→ **WORK INSTRUCTIONS**
Repeat the listing word for word. No pictures belong in the copy.

→ **MATERIAL**
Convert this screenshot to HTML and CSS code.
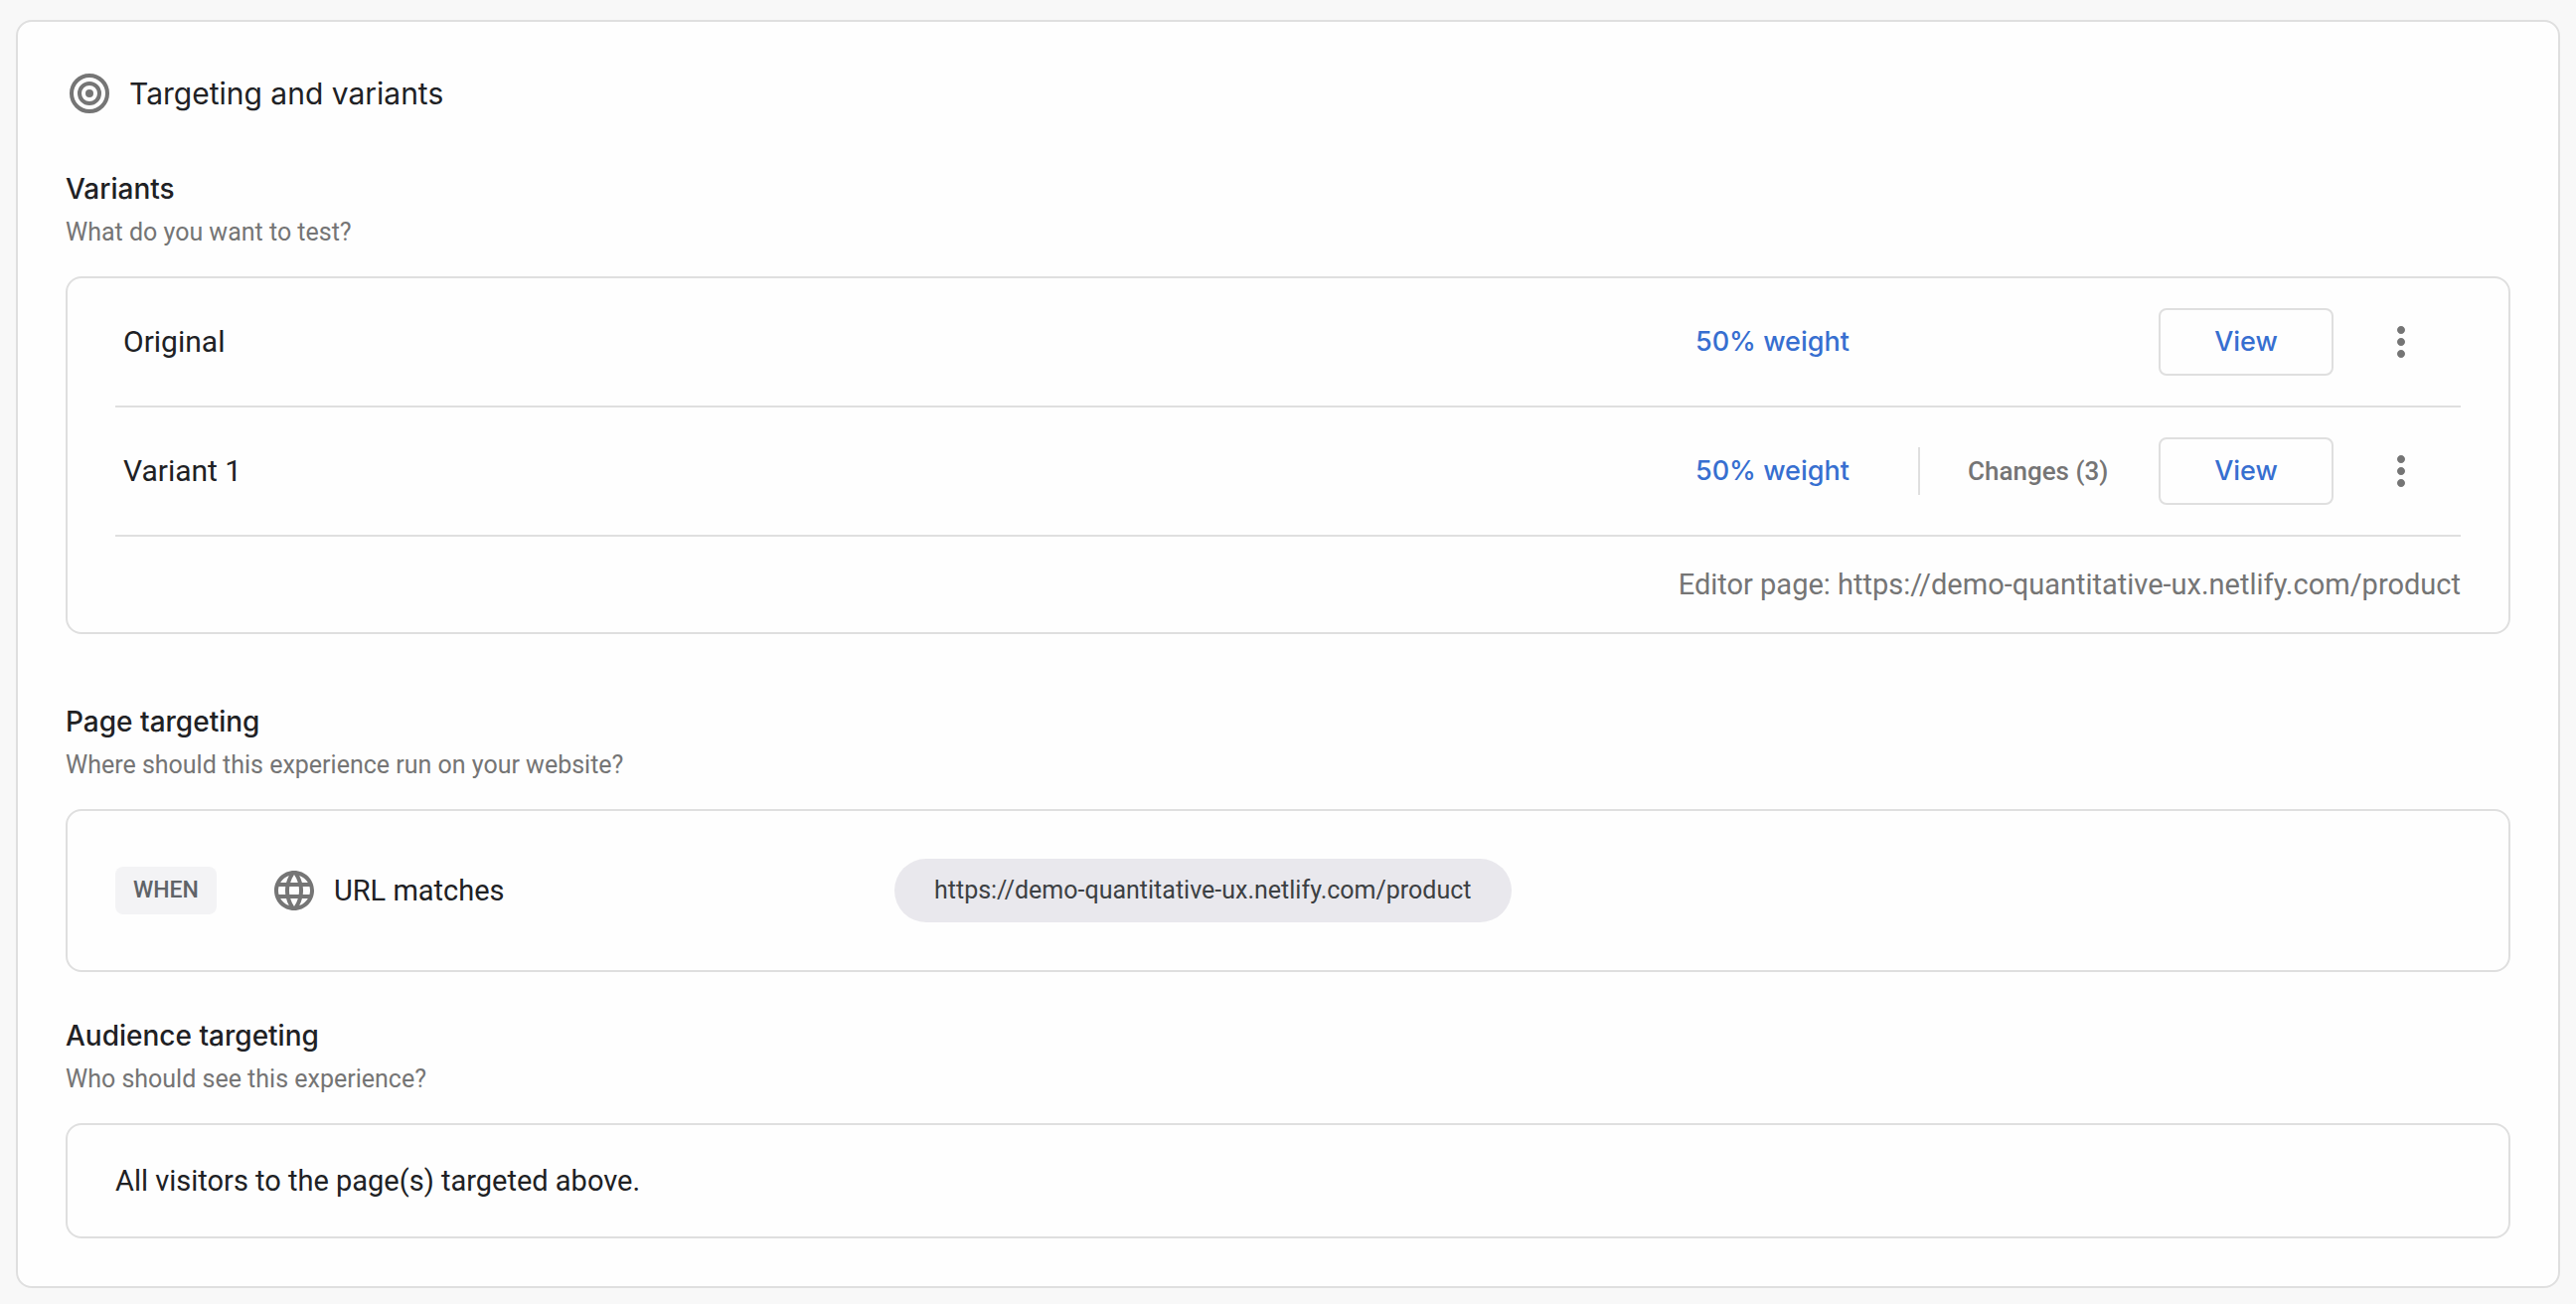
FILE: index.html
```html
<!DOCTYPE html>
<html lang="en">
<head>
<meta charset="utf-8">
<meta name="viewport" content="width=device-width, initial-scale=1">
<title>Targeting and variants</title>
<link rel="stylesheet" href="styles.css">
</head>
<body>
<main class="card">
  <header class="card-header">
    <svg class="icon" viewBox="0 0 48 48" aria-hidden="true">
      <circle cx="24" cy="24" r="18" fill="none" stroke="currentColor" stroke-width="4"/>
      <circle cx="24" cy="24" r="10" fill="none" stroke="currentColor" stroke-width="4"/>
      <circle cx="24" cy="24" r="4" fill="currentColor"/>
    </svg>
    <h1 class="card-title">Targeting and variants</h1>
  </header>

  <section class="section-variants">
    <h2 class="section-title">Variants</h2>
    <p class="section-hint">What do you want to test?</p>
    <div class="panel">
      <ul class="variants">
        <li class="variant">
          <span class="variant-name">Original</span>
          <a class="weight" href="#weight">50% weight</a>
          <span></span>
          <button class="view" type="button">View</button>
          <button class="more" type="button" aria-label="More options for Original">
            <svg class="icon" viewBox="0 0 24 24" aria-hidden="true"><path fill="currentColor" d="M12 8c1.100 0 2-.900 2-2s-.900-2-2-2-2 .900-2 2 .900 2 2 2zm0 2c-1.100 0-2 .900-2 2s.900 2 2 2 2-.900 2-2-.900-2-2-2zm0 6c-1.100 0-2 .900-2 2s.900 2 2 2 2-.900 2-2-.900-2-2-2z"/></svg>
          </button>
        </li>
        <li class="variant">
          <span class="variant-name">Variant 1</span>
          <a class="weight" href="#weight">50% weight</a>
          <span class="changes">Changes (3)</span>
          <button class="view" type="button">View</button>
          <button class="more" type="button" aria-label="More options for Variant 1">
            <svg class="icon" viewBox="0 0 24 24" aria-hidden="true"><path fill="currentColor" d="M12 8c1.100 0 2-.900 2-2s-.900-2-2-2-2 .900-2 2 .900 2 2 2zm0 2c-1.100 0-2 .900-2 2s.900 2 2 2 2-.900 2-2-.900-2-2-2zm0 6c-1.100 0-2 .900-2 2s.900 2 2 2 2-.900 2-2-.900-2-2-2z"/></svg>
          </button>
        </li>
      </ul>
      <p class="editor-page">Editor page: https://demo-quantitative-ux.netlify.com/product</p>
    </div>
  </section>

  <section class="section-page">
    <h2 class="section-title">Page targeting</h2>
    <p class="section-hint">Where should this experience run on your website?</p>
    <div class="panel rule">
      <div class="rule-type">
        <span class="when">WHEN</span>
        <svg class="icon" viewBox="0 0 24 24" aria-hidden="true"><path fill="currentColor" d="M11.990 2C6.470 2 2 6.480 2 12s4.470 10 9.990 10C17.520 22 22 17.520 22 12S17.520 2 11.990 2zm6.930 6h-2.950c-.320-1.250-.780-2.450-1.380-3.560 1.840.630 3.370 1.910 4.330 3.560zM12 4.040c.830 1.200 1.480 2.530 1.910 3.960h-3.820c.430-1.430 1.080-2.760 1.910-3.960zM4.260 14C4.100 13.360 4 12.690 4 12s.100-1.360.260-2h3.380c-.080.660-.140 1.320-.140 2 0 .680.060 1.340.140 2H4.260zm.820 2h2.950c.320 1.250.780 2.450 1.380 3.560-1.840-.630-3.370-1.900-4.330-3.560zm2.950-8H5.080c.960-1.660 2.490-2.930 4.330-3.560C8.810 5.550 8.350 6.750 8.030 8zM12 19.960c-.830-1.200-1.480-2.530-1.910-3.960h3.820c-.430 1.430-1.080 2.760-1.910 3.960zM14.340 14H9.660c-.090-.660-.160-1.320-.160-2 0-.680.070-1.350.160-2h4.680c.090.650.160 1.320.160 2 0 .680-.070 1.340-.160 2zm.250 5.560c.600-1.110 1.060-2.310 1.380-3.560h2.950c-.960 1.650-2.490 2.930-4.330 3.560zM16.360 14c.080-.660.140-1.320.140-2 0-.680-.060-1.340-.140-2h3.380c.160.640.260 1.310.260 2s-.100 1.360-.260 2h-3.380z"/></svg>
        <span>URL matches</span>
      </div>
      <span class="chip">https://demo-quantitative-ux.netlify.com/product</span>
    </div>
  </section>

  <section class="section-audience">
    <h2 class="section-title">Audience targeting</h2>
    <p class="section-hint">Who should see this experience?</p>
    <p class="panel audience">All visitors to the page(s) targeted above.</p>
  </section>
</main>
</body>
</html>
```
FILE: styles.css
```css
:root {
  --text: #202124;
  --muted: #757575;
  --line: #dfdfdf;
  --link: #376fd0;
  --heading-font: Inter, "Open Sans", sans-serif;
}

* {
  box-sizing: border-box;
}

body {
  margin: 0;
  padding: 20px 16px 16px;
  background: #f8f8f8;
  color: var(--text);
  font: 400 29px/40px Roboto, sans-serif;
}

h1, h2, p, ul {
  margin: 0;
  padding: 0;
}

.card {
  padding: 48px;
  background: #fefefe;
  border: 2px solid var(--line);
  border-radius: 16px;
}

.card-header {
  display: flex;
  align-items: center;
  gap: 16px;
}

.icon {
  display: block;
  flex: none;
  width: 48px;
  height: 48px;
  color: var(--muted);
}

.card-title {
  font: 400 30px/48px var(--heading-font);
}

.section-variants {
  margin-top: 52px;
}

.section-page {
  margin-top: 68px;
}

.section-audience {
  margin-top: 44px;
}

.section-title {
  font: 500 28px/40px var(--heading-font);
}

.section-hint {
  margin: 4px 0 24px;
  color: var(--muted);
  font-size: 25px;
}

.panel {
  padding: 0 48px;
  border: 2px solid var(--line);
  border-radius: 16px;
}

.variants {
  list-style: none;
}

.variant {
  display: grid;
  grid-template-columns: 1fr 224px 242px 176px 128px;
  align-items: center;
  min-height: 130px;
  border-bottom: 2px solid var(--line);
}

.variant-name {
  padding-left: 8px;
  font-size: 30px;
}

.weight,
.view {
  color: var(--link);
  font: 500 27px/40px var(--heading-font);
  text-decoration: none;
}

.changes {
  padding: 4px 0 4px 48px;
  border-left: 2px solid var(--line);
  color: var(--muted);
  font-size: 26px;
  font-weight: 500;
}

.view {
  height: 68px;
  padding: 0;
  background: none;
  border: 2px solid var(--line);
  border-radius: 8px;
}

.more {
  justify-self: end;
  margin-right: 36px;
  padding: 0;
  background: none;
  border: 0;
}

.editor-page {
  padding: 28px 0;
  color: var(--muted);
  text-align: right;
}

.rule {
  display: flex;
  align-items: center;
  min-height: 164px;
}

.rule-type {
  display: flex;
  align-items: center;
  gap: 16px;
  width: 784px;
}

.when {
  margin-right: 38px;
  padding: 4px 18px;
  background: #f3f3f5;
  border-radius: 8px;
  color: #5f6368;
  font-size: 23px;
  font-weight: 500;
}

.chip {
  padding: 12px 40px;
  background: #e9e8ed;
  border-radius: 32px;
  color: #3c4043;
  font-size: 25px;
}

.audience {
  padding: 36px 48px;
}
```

→ **FULL SOLUTION**
Convert this screenshot to HTML and CSS code.
FILE: index.html
```html
<!DOCTYPE html>
<html lang="en">
<head>
<meta charset="utf-8">
<meta name="viewport" content="width=device-width, initial-scale=1">
<title>Targeting and variants</title>
<link rel="stylesheet" href="styles.css">
</head>
<body>
<main class="card">
  <header class="card-header">
    <svg class="icon" viewBox="0 0 48 48" aria-hidden="true">
      <circle cx="24" cy="24" r="18" fill="none" stroke="currentColor" stroke-width="4"/>
      <circle cx="24" cy="24" r="10" fill="none" stroke="currentColor" stroke-width="4"/>
      <circle cx="24" cy="24" r="4" fill="currentColor"/>
    </svg>
    <h1 class="card-title">Targeting and variants</h1>
  </header>

  <section class="section-variants">
    <h2 class="section-title">Variants</h2>
    <p class="section-hint">What do you want to test?</p>
    <div class="panel">
      <ul class="variants">
        <li class="variant">
          <span class="variant-name">Original</span>
          <a class="weight" href="#weight">50% weight</a>
          <span></span>
          <button class="view" type="button">View</button>
          <button class="more" type="button" aria-label="More options for Original">
            <svg class="icon" viewBox="0 0 24 24" aria-hidden="true"><path fill="currentColor" d="M12 8c1.100 0 2-.900 2-2s-.900-2-2-2-2 .900-2 2 .900 2 2 2zm0 2c-1.100 0-2 .900-2 2s.900 2 2 2 2-.900 2-2-.900-2-2-2zm0 6c-1.100 0-2 .900-2 2s.900 2 2 2 2-.900 2-2-.900-2-2-2z"/></svg>
          </button>
        </li>
        <li class="variant">
          <span class="variant-name">Variant 1</span>
          <a class="weight" href="#weight">50% weight</a>
          <span class="changes">Changes (3)</span>
          <button class="view" type="button">View</button>
          <button class="more" type="button" aria-label="More options for Variant 1">
            <svg class="icon" viewBox="0 0 24 24" aria-hidden="true"><path fill="currentColor" d="M12 8c1.100 0 2-.900 2-2s-.900-2-2-2-2 .900-2 2 .900 2 2 2zm0 2c-1.100 0-2 .900-2 2s.900 2 2 2 2-.900 2-2-.900-2-2-2zm0 6c-1.100 0-2 .900-2 2s.900 2 2 2 2-.900 2-2-.900-2-2-2z"/></svg>
          </button>
        </li>
      </ul>
      <p class="editor-page">Editor page: https://demo-quantitative-ux.netlify.com/product</p>
    </div>
  </section>

  <section class="section-page">
    <h2 class="section-title">Page targeting</h2>
    <p class="section-hint">Where should this experience run on your website?</p>
    <div class="panel rule">
      <div class="rule-type">
        <span class="when">WHEN</span>
        <svg class="icon" viewBox="0 0 24 24" aria-hidden="true"><path fill="currentColor" d="M11.990 2C6.470 2 2 6.480 2 12s4.470 10 9.990 10C17.520 22 22 17.520 22 12S17.520 2 11.990 2zm6.930 6h-2.950c-.320-1.250-.780-2.450-1.380-3.560 1.840.630 3.370 1.910 4.330 3.560zM12 4.040c.830 1.200 1.480 2.530 1.910 3.960h-3.820c.430-1.430 1.080-2.760 1.910-3.960zM4.260 14C4.100 13.360 4 12.690 4 12s.100-1.360.260-2h3.380c-.080.660-.140 1.320-.140 2 0 .680.060 1.340.140 2H4.260zm.820 2h2.950c.320 1.250.780 2.450 1.380 3.560-1.840-.630-3.370-1.900-4.330-3.560zm2.950-8H5.080c.960-1.660 2.490-2.930 4.330-3.560C8.810 5.550 8.350 6.750 8.030 8zM12 19.960c-.830-1.200-1.480-2.530-1.910-3.960h3.820c-.430 1.430-1.080 2.760-1.910 3.960zM14.340 14H9.660c-.090-.660-.160-1.320-.160-2 0-.680.070-1.350.160-2h4.680c.090.650.160 1.320.160 2 0 .680-.070 1.340-.160 2zm.250 5.560c.600-1.110 1.060-2.310 1.380-3.560h2.950c-.960 1.650-2.490 2.930-4.330 3.560zM16.360 14c.080-.660.140-1.320.140-2 0-.680-.060-1.340-.140-2h3.380c.160.640.260 1.310.260 2s-.100 1.360-.260 2h-3.380z"/></svg>
        <span>URL matches</span>
      </div>
      <span class="chip">https://demo-quantitative-ux.netlify.com/product</span>
    </div>
  </section>

  <section class="section-audience">
    <h2 class="section-title">Audience targeting</h2>
    <p class="section-hint">Who should see this experience?</p>
    <p class="panel audience">All visitors to the page(s) targeted above.</p>
  </section>
</main>
</body>
</html>
```
FILE: styles.css
```css
:root {
  --text: #202124;
  --muted: #757575;
  --line: #dfdfdf;
  --link: #376fd0;
  --heading-font: Inter, "Open Sans", sans-serif;
}

* {
  box-sizing: border-box;
}

body {
  margin: 0;
  padding: 20px 16px 16px;
  background: #f8f8f8;
  color: var(--text);
  font: 400 29px/40px Roboto, sans-serif;
}

h1, h2, p, ul {
  margin: 0;
  padding: 0;
}

.card {
  padding: 48px;
  background: #fefefe;
  border: 2px solid var(--line);
  border-radius: 16px;
}

.card-header {
  display: flex;
  align-items: center;
  gap: 16px;
}

.icon {
  display: block;
  flex: none;
  width: 48px;
  height: 48px;
  color: var(--muted);
}

.card-title {
  font: 400 30px/48px var(--heading-font);
}

.section-variants {
  margin-top: 52px;
}

.section-page {
  margin-top: 68px;
}

.section-audience {
  margin-top: 44px;
}

.section-title {
  font: 500 28px/40px var(--heading-font);
}

.section-hint {
  margin: 4px 0 24px;
  color: var(--muted);
  font-size: 25px;
}

.panel {
  padding: 0 48px;
  border: 2px solid var(--line);
  border-radius: 16px;
}

.variants {
  list-style: none;
}

.variant {
  display: grid;
  grid-template-columns: 1fr 224px 242px 176px 128px;
  align-items: center;
  min-height: 130px;
  border-bottom: 2px solid var(--line);
}

.variant-name {
  padding-left: 8px;
  font-size: 30px;
}

.weight,
.view {
  color: var(--link);
  font: 500 27px/40px var(--heading-font);
  text-decoration: none;
}

.changes {
  padding: 4px 0 4px 48px;
  border-left: 2px solid var(--line);
  color: var(--muted);
  font-size: 26px;
  font-weight: 500;
}

.view {
  height: 68px;
  padding: 0;
  background: none;
  border: 2px solid var(--line);
  border-radius: 8px;
}

.more {
  justify-self: end;
  margin-right: 36px;
  padding: 0;
  background: none;
  border: 0;
}

.editor-page {
  padding: 28px 0;
  color: var(--muted);
  text-align: right;
}

.rule {
  display: flex;
  align-items: center;
  min-height: 164px;
}

.rule-type {
  display: flex;
  align-items: center;
  gap: 16px;
  width: 784px;
}

.when {
  margin-right: 38px;
  padding: 4px 18px;
  background: #f3f3f5;
  border-radius: 8px;
  color: #5f6368;
  font-size: 23px;
  font-weight: 500;
}

.chip {
  padding: 12px 40px;
  background: #e9e8ed;
  border-radius: 32px;
  color: #3c4043;
  font-size: 25px;
}

.audience {
  padding: 36px 48px;
}
```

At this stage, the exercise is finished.